Audio transcription is the process of taking spoken words and making them into written text. In the past, a person would sit and write words as they were spoken. Now, audio recordings of various types and several methods of transcription exist. Analog and digital recording methods will allow a person that isn’t present during the talking to still transcribe the text. In addition, many software packages will read audio files and quickly convert them to text without having to actually play them.
For many years, audio transcription was a specialized and tedious profession. People that transcribed speech had to be present at the time of speaking, often meaning companies would have to hire people trained in advanced techniques such as shorthand. This also limited transcription services to those who had access to a trained transcriber.
With the invention of audio recordings, this field changed dramatically. With a recording, the transcriber could work from anywhere where the recording could be delivered. In addition, transcription no longer needed shorthand as the recording could be reversed and listened to multiple times. A single transcriber could also work for a multitude of clients simultaneously, since she no longer needed to be present for the speeches.
With the increase in computer use and Internet speeds, the field of audio transcription stayed largely the same. Files, rather than tapes, were often emailed instead of being sent by normal mail. The speed of the process increased, but the methods didn’t.
This changed in the late 90s with the increasing use of speech recognition and dictation software. The job of transcribing was going more and more towards computer assistance and then full automation. Software packages came out that could read the information inside an audio file and use the speaker’s wave patterns to build a text version of a speech. This would take seconds rather than the minutes or hours of a human transcriber.
Computer-automated audio transcription has a few flaws that are difficult to overcome, the largest of which is a relative lack of corrective speech. When a human transcriber listens to text, she can correct slight errors in the speech in order to make it more readable. While some transcription is verbatim, meaning it is exactly what the person said, most is not. Without corrective speech, a human will often have to check the transcription for errors before it is used.

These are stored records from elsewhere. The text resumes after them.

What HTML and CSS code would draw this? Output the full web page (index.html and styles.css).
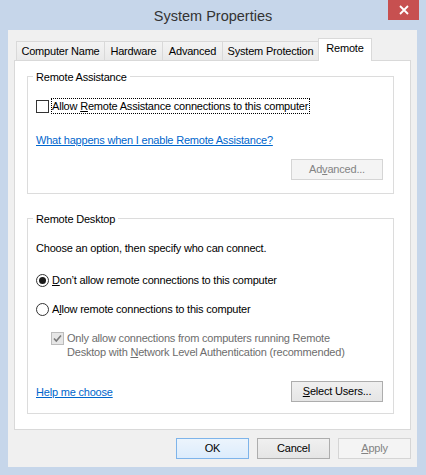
FILE: index.html
```html
<!DOCTYPE html>
<html>
<head>
<meta charset="utf-8">
<title>System Properties</title>
<link rel="stylesheet" href="styles.css">
</head>
<body>
<div class="window">
  <div class="titlebar">
    <span></span>
    <span class="title">System Properties</span>
    <span class="close-cell">
      <span class="close">
        <svg width="10" height="10" viewBox="0 0 10 10"><path d="M1 1L9 9M9 1L1 9" stroke="#fff" stroke-width="1.8"/></svg>
      </span>
    </span>
  </div>
  <div class="client">
    <div class="tabs">
      <span class="tab w-cn">Computer Name</span>
      <span class="tab w-hw">Hardware</span>
      <span class="tab w-adv">Advanced</span>
      <span class="tab w-sp">System Protection</span>
      <span class="tab tab-active w-rm">Remote</span>
    </div>
    <div class="panel">
      <fieldset class="group group-ra">
        <legend>Remote Assistance</legend>
        <div class="row check-row">
          <span class="checkbox"></span>
          <span class="label focus">Allow <u>R</u>emote Assistance connections to this computer</span>
        </div>
        <div class="row link-row">
          <a class="link">What happens when I enable Remote Assistance?</a>
        </div>
        <div class="row btn-row">
          <span class="btn btn-wide disabled">Ad<u>v</u>anced...</span>
        </div>
      </fieldset>
      <fieldset class="group group-rd">
        <legend>Remote Desktop</legend>
        <div class="row text-row">Choose an option, then specify who can connect.</div>
        <div class="row radio-row r1">
          <svg class="radio" width="13" height="13" viewBox="0 0 13 13"><circle cx="6.5" cy="6.5" r="6" fill="#fff" stroke="#333"/><circle cx="6.5" cy="6.5" r="3.5" fill="#1a1a1a"/></svg>
          <span class="label"><u>D</u>on’t allow remote connections to this computer</span>
        </div>
        <div class="row radio-row r2">
          <svg class="radio" width="13" height="13" viewBox="0 0 13 13"><circle cx="6.5" cy="6.5" r="6" fill="#fff" stroke="#333"/></svg>
          <span class="label">A<u>l</u>low remote connections to this computer</span>
        </div>
        <div class="row nla-row">
          <span class="checkbox checked-disabled">
            <svg width="11" height="11" viewBox="0 0 11 11"><path d="M2 5.5L4.3 8L9 2.5" fill="none" stroke="#7a7a7a" stroke-width="1.6"/></svg>
          </span>
          <span class="nla-text disabled-text">Only allow connections from computers running Remote<br>Desktop with <u>N</u>etwork Level Authentication (recommended)</span>
        </div>
        <div class="row help-row">
          <a class="link help-link">Help me choose</a>
          <span class="btn btn-wide"><u>S</u>elect Users...</span>
        </div>
      </fieldset>
    </div>
    <div class="footer">
      <span class="btn btn-std btn-default">OK</span>
      <span class="btn btn-std">Cancel</span>
      <span class="btn btn-std disabled"><u>A</u>pply</span>
    </div>
  </div>
</div>
</body>
</html>
```

FILE: styles.css
```css
* { box-sizing: border-box; }
html, body { margin: 0; padding: 0; }
body {
  font-family: "Liberation Sans", Arial, sans-serif;
  font-size: 11px;
  letter-spacing: -0.2px;
  color: #000;
  background: #c6d6ea;
}
u { text-decoration-thickness: 1px; text-underline-offset: 1px; }
.window {
  width: 426px;
  height: 475px;
  background: #c6d6ea;
  display: flex;
  flex-direction: column;
}
.titlebar {
  height: 30px;
  display: grid;
  grid-template-columns: 1fr auto 1fr;
  align-items: start;
}
.title {
  font-size: 14.5px;
  letter-spacing: 0;
  color: #333;
  line-height: 20px;
  padding-top: 6px;
}
.close-cell {
  display: flex;
  justify-content: flex-end;
  padding-right: 7px;
}
.close {
  width: 31px;
  height: 20px;
  background: #c75050;
  display: flex;
  align-items: center;
  justify-content: center;
}
.client {
  margin: 0 9px 8px 8px;
  flex: 1;
  background: #f0f0f0;
  padding: 8px 6px 0 6px;
}
.tabs {
  display: flex;
  align-items: flex-end;
  height: 22px;
  padding-left: 2px;
}
.tab {
  height: 19px;
  border: 1px solid #d9d9d9;
  border-bottom: none;
  background: linear-gradient(#f3f3f3, #e9e9e9);
  margin-right: -1px;
  display: flex;
  align-items: center;
  justify-content: center;
  line-height: 15px;
  white-space: nowrap;
  padding-top: 1px;
}
.tab-active {
  height: 23px;
  background: #fff;
  margin-bottom: -1px;
  position: relative;
  z-index: 1;
  padding-top: 0;
  padding-bottom: 4px;
}
.w-cn { width: 89px; }
.w-hw { width: 59px; }
.w-adv { width: 61px; }
.w-sp { width: 97px; }
.w-rm { width: 54px; }
.panel {
  background: #fff;
  border: 1px solid #d9d9d9;
  height: 370px;
  padding: 7px 16px 0 12px;
}
.group {
  margin: 0;
  border: 1px solid #dcdcdc;
  padding: 0 10px 13px 8px;
  min-width: 0;
}
.group legend {
  padding: 0 3px;
  margin-left: -3px;
  line-height: 16px;
  padding-top: 1px;
}
.group-rd { margin-top: 16px; padding-bottom: 11px; }
.row { display: flex; align-items: center; }
.check-row { margin-top: 13px; height: 16px; }
.checkbox {
  width: 13px;
  height: 13px;
  border: 1px solid #333;
  background: #fff;
  flex: none;
  display: flex;
  align-items: center;
  justify-content: center;
}
.label { line-height: 14px; white-space: nowrap; }
.focus {
  margin-left: 2px;
  border: 1px dotted #000;
  padding-right: 1px;
}
.link-row { margin-top: 19px; height: 15px; }
.link {
  color: #0066cc;
  text-decoration: underline;
  text-decoration-thickness: 1px;
  text-underline-offset: 1px;
  line-height: 15px;
}
.btn-row { margin-top: 11px; justify-content: flex-end; }
.btn {
  height: 21px;
  border: 1px solid #adadad;
  background: linear-gradient(#f0f0f0, #e5e5e5);
  display: flex;
  align-items: center;
  justify-content: center;
  line-height: 15px;
}
.btn-wide { width: 92px; }
.btn-std { width: 73px; }
.btn.disabled {
  color: #838383;
  background: #f4f4f4;
  border-color: #d5d5d5;
}
.btn-default {
  border-color: #7eb4ea;
  background: linear-gradient(#ecf4fc, #dcecfc);
}
.text-row { margin-top: 14px; height: 15px; line-height: 15px; }
.radio-row { height: 16px; }
.r1 { margin-top: 16px; }
.r2 { margin-top: 13px; }
.radio { flex: none; margin-right: 3px; }
.nla-row {
  margin-top: 14px;
  align-items: flex-start;
  padding-left: 15px;
}
.checked-disabled {
  border-color: #bcbcbc;
  background: #e6e6e6;
  margin-top: 1px;
}
.nla-text {
  margin-left: 3px;
  line-height: 14px;
  white-space: nowrap;
}
.disabled-text { color: #6d6d6d; }
.help-row {
  margin-top: 22px;
  justify-content: space-between;
}
.help-link { padding-top: 2px; }
.footer {
  display: flex;
  justify-content: flex-end;
  gap: 8px;
  margin-top: 8px;
}
```
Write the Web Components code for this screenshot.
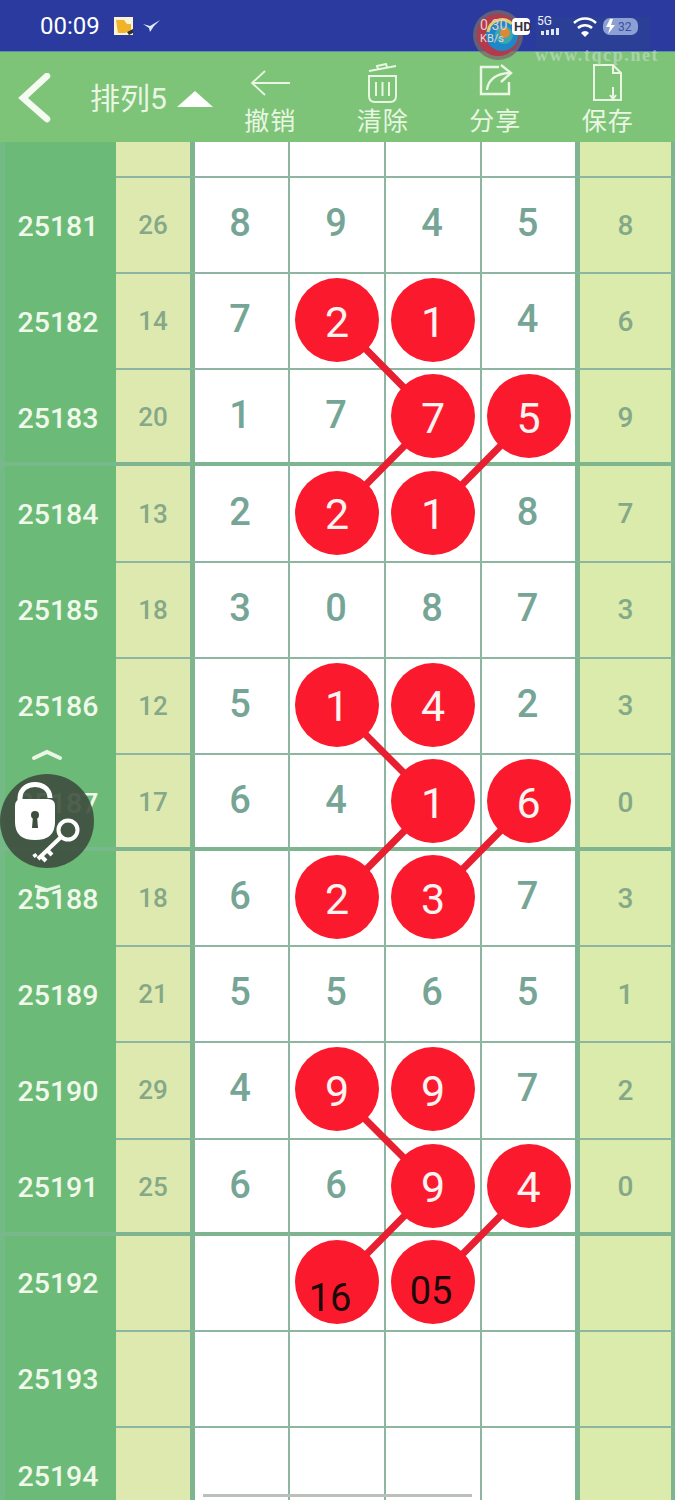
<!DOCTYPE html>
<html>
<head>
<meta charset="utf-8">
<style>
  html, body { margin: 0; padding: 0; background: #fff; }
  body { width: 675px; height: 1500px; overflow: hidden; position: relative; font-family: Roboto, "Noto Sans CJK SC", sans-serif; }
</style>
</head>
<body>
<status-bar></status-bar>
<top-bar title="排列5">
  <bar-action label="撤销"><svg viewBox="0 0 44 40" width="44" height="40" fill="none" stroke="#e9f6e2" stroke-width="1.8"><path d="M4 20H42M17 8 4 20 17 32"/></svg></bar-action>
  <bar-action label="清除"><svg viewBox="0 0 44 40" width="44" height="40" fill="none" stroke="#e9f6e2" stroke-width="2"><path d="M8 8 35 3M17 6l-1-3 9-2 1 3M8 13H35V33Q35 39 29 39H14Q8 39 8 33ZM15 19V33M21.500 19V33M28 19V33"/></svg></bar-action>
  <bar-action label="分享"><svg viewBox="0 0 44 40" width="44" height="40" fill="none" stroke="#e9f6e2" stroke-width="2.400"><path d="M26 4H8V31H36V19M14 27C15 17 23 10 38 10M28 2 38 10 28 19"/></svg></bar-action>
  <bar-action label="保存"><svg viewBox="0 0 44 40" width="44" height="40" fill="none" stroke="#e9f6e2" stroke-width="2"><path d="M8 2H27L35 10V37H8ZM27 2V10H35M27 24V36M24 32 27 36 30 32"/></svg></bar-action>
</top-bar>
<lot-grid></lot-grid>

<script>
const statusTemplate = `
  <style>
    :host { display: flex; align-items: center; height: 52px; background: #2a3a9e; color: #fff; padding-left: 40px; box-sizing: border-box; position: relative; border-bottom: 1px solid #5e8fa8; }
    .time { font: 400 24px Roboto, sans-serif; }
    svg.left { margin-left: 13px; }
    .right { position: absolute; left: 470px; top: 8px; }
    .mark { position: absolute; left: 535px; top: 45px; font: 700 18px "Liberation Serif", serif; letter-spacing: 1.600px; color: rgba(210,225,215,.55); white-space: nowrap; }
  </style>
  <span class="time">00:09</span>
  <svg class="left" width="48" height="24" viewBox="0 0 48 24">
    <rect x="1" y="3" width="19" height="18" fill="#fbf3d8"/>
    <path d="M3 6h8l3 4h4v6l-6 3H5z" fill="#f0b32a"/>
    <path d="M14 18l6-3 0 4-4 2z" fill="#3a3020"/>
    <path d="M30 10 L37 12 L47 6 L41 12 L37 18 L36 14 Z" fill="#dfe8fb"/>
  </svg>
  <svg class="right" width="180" height="62" viewBox="0 0 180 62">
    <rect x="66" y="9" width="130" height="32" fill="#2b3f96"/>
    <circle cx="28" cy="27" r="25" fill="#7b6a68" opacity=".75"/>
    <circle cx="28" cy="27" r="21" fill="#b23a4c"/>
    <circle cx="32" cy="27" r="16" fill="#1c88c8"/>
    <path d="M18 24a14 14 0 0 1 24-8" fill="none" stroke="#d8d36a" stroke-width="3"/>
    <circle cx="34" cy="27" r="9" fill="#3ba7b0"/>
    <circle cx="35" cy="25" r="5" fill="#d8893a"/>
    <text x="10" y="22" font-family="Roboto" font-size="14" fill="#f3c9c9">0.30</text>
    <text x="10" y="34" font-family="Roboto" font-size="11" fill="#e6d6d6">KB/s</text>
    <rect x="42" y="10" width="18" height="17" rx="4" fill="#fff"/>
    <text x="44" y="23" font-family="Roboto" font-weight="700" font-size="13" fill="#334">HD</text>
    <text x="67" y="17" font-family="Roboto" font-size="12" fill="#eef">5G</text>
    <path d="M75 22h3v4h-3zM80 21h3v5h-3zM85 20h3v6h-3zM90 19h3v7h-3z" fill="#dfe6f6" transform="translate(-4 1)"/>
    <path d="M104 15a16 16 0 0 1 22 0M108 20a10 10 0 0 1 14 0" fill="none" stroke="#fff" stroke-width="2.5"/>
    <path d="M111 25a5 5 0 0 1 8 0l-4 4z" fill="#fff"/>
    <rect x="133" y="10" width="35" height="17" rx="7" fill="#8da0d4"/>
    <path d="M140 11 136 19h4l-2 7 7-9h-4l2-6z" fill="#fff"/>
    <text x="148" y="23" font-family="Roboto" font-size="12" fill="#3c4f9f">32</text>
  </svg>
  <span class="mark">www.tqcp.net</span>`;

customElements.define("status-bar", class StatusBar extends HTMLElement {
  constructor() {
    super();
    this.attachShadow({ mode: "open" }).innerHTML = statusTemplate;
  }
});

customElements.define("top-bar", class TopBar extends HTMLElement {
  constructor() {
    super();
    this.attachShadow({ mode: "open" });
  }
  connectedCallback() {
    this.shadowRoot.innerHTML = `
      <style>
        :host { display: flex; height: 90px; background: #7dc478; box-sizing: border-box; }
        .back { width: 90px; padding: 21px 0 0 18px; box-sizing: border-box; flex: none; }
        .title { display: flex; align-items: flex-start; width: 124px; flex: none; padding-top: 22px; box-sizing: border-box; color: #eaf6e4; font: 400 30px Roboto, "Noto Sans CJK SC", sans-serif; }
        .title i { width: 0; height: 0; margin: 17px 0 0 10px; border: solid transparent; border-width: 0 18px 16px; border-bottom-color: #fff; }
        .actions { display: flex; flex: 1; padding-right: 11px; }
      </style>
      <div class="back"><svg width="34" height="50" viewBox="0 0 34 50" fill="none" stroke="#f6fbf2" stroke-width="6.5" stroke-linecap="round"><path d="M29 3 5 25 29 46"/></svg></div>
      <div class="title"><span>${this.getAttribute("title")}</span><i></i></div>
      <div class="actions"><slot></slot></div>`;
  }
});

customElements.define("bar-action", class BarAction extends HTMLElement {
  constructor() {
    super();
    this.attachShadow({ mode: "open" });
  }
  connectedCallback() {
    this.shadowRoot.innerHTML = `
      <style>
        :host { display: flex; flex: 1; flex-direction: column; align-items: center; padding-top: 11px; box-sizing: border-box; color: #e9f6e2; }
        span { font: 400 25px "Noto Sans CJK SC", sans-serif; letter-spacing: 1px; line-height: 30px; margin-top: 1px; }
        ::slotted(svg) { display: block; }
      </style>
      <slot></slot>
      <span>${this.getAttribute("label")}</span>`;
  }
});

customElements.define("lot-cell", class LotCell extends HTMLElement {
  constructor() {
    super();
    this.attachShadow({ mode: "open" });
  }
  connectedCallback() {
    const value = this.getAttribute("value") || "";
    const kind = this.getAttribute("kind") || "";
    const body = kind === "hit" || kind === "next"
      ? `<b class="${kind} v${value}"><em>${value}</em></b>`
      : `<span>${value}</span>`;
    this.shadowRoot.innerHTML = `
      <style>
        :host { display: flex; align-items: center; justify-content: center; box-sizing: border-box; background: #fff; border-left: 2px solid #8cb5a2; border-top: var(--line, 2px) solid var(--line-colour, #8cb5a2); overflow: visible; }
        :host([wide]) { border-left-width: 5px; border-left-color: #7fb490; }
        span { font: 500 38px Roboto, sans-serif; color: #76a596; margin: -4px 2px 0 0; }
        :host([wide]) span { margin-right: 3px; }
        b { position: relative; z-index: 2; display: flex; align-items: center; justify-content: center; width: 84px; height: 84px; border-radius: 50%; background: #fb192e; margin-top: -2px; }
        em { font: 400 43px Roboto, sans-serif; color: #fdf3f0; margin-top: 3px; }
        .next em { font-size: 38px; color: #1a0a08; margin-top: 0; }
        .v16 em { margin: 33px 14px 0 0; }
        .v05 em { margin: 18px 4px 0 0; }
      </style>
      ${body}`;
  }
});

const rows = [
  ["", "", "", "", "", "", ""],
  ["25181", "26", "8", "9", "4", "5", "8"],
  ["25182", "14", "7", "2*", "1*", "4", "6"],
  ["25183", "20", "1", "7", "7*", "5*", "9"],
  ["25184", "13", "2", "2*", "1*", "8", "7"],
  ["25185", "18", "3", "0", "8", "7", "3"],
  ["25186", "12", "5", "1*", "4*", "2", "3"],
  ["25187", "17", "6", "4", "1*", "6*", "0"],
  ["25188", "18", "6", "2*", "3*", "7", "3"],
  ["25189", "21", "5", "5", "6", "5", "1"],
  ["25190", "29", "4", "9*", "9*", "7", "2"],
  ["25191", "25", "6", "6", "9*", "4*", "0"],
  ["25192", "", "", "16+", "05+", "", ""],
  ["25193", "", "", "", "", "", ""],
  ["25194", "", "", "", "", "", ""],
];
const thick = ["25184", "25188", "25192"];

const renderDigit = (text, wide) => {
  const kind = text.endsWith("*") ? "hit" : text.endsWith("+") ? "next" : "";
  return `<lot-cell ${wide ? "wide" : ""} kind="${kind}" value="${text.replace(/[*+]/, "")}"></lot-cell>`;
};

const renderRow = (row) => `
  <div class="row ${thick.includes(row[0]) ? "thick" : ""} ${row[0] ? "" : "top"}">
    <div class="issue"><span>${row[0]}</span></div>
    <div class="sum"><span>${row[1]}</span></div>
    ${renderDigit(row[2], true)}
    ${renderDigit(row[3])}
    ${renderDigit(row[4])}
    ${renderDigit(row[5])}
    <div class="end"><span>${row[6]}</span></div>
  </div>`;

customElements.define("lot-grid", class LotGrid extends HTMLElement {
  constructor() {
    super();
    this.attachShadow({ mode: "open" }).innerHTML = `
      <style>
        :host { display: block; position: relative; height: 1358px; overflow: hidden; background: #6cba78; }
        .row { display: grid; grid-template-columns: 116px 74px 98px 96px 96px 95px 100px; height: 96.16px; box-sizing: border-box; }
        .row.top { height: 34px; }
        .row.thick { --line: 4px; --line-colour: #7fb490; height: 98.16px; margin-top: -2px; }
        .issue, .sum, .end { display: flex; align-items: center; justify-content: center; box-sizing: border-box; }
        .issue { background: linear-gradient(90deg, #74ba86 0 5px, #6cba78 5px); font: 500 28.500px Roboto, sans-serif; color: #f0f9ea; border-top: var(--line, 0) solid #79b88a; }
        .issue span { margin-top: 4px; }
        .thick .issue span { margin-top: 2px; }
        .sum { background: #dee9af; font: 500 26px Roboto, sans-serif; color: #84a888; border-top: var(--line, 2px) solid var(--line-colour, #8cb5a2); }
        .end { background: #daebab; font: 500 28px Roboto, sans-serif; color: #84a888; border-left: 5px solid #7fb490; border-right: 4px solid #7fb490; border-top: var(--line, 2px) solid var(--line-colour, #8cb5a2); }
        .top .sum, .top .end, .top lot-cell { --line: 0px; }
        .paths { position: absolute; left: 0; top: 0; z-index: 1; pointer-events: none; }
        .scroll { position: absolute; left: 203px; top: 1352px; width: 269px; height: 3px; background: #bcc0bd; z-index: 3; }
        lock-badge { position: absolute; left: 0; top: 632px; z-index: 4; }
      </style>
      ${rows.map(renderRow).join("")}
      <svg class="paths" width="675" height="1358" fill="none" stroke="#e81f30" stroke-width="7">
        <path d="M337 178 433 275 337 372M529 275 433 372"/>
        <path d="M337 564 433 660 337 757M529 660 433 757"/>
        <path d="M337 949 433 1045 337 1142M529 1045 433 1142"/>
      </svg>
      <lock-badge></lock-badge>
      <div class="scroll"></div>`;
  }
});

customElements.define("lock-badge", class LockBadge extends HTMLElement {
  constructor() {
    super();
    this.attachShadow({ mode: "open" }).innerHTML = `
      <style>
        :host { display: block; width: 94px; height: 94px; }
        svg { display: block; overflow: visible; }
      </style>
      <svg width="94" height="94" viewBox="0 0 94 94">
        <path d="M34 -16 47 -22 60 -16" fill="none" stroke="#eaf5e4" stroke-width="4" stroke-linecap="round"/>
        <circle cx="47" cy="47" r="47" fill="#3e4e3e" fill-opacity=".9"/>
        <path d="M20 28V24C20 6 50 6 50 24" fill="none" stroke="#fff" stroke-width="5"/>
        <path d="M15 32Q15 25 22 25H48Q55 25 55 32V48Q55 66 35 66 15 66 15 48Z" fill="#fff"/>
        <circle cx="35" cy="41" r="4" fill="#3e4e3e"/>
        <path d="M33 42h4l1 12h-6z" fill="#3e4e3e"/>
        <circle cx="68" cy="56" r="9.500" fill="none" stroke="#fff" stroke-width="4"/>
        <path d="M61 63 38 85M47 76l5 5M41 82l5 5M36 83l-2-3" fill="none" stroke="#fff" stroke-width="4"/>
        <path d="M35 112 47 116 60 112" fill="none" stroke="#eaf5e4" stroke-width="3"/>
      </svg>`;
  }
});
</script>
</body>
</html>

The other common flaw of computer-based audio transcription lies in the very speech of humans. Since people have a huge range of tones and patterns when they speak, creating a computer program that can accurately read and translate the entire range is exceptionally difficult. This means that a certain amount of error is common in nearly all transcription software. The most common way of working around this flaw is through learned speech, where the program and a single speaker work together enough that the program focuses on the single person’s patterns.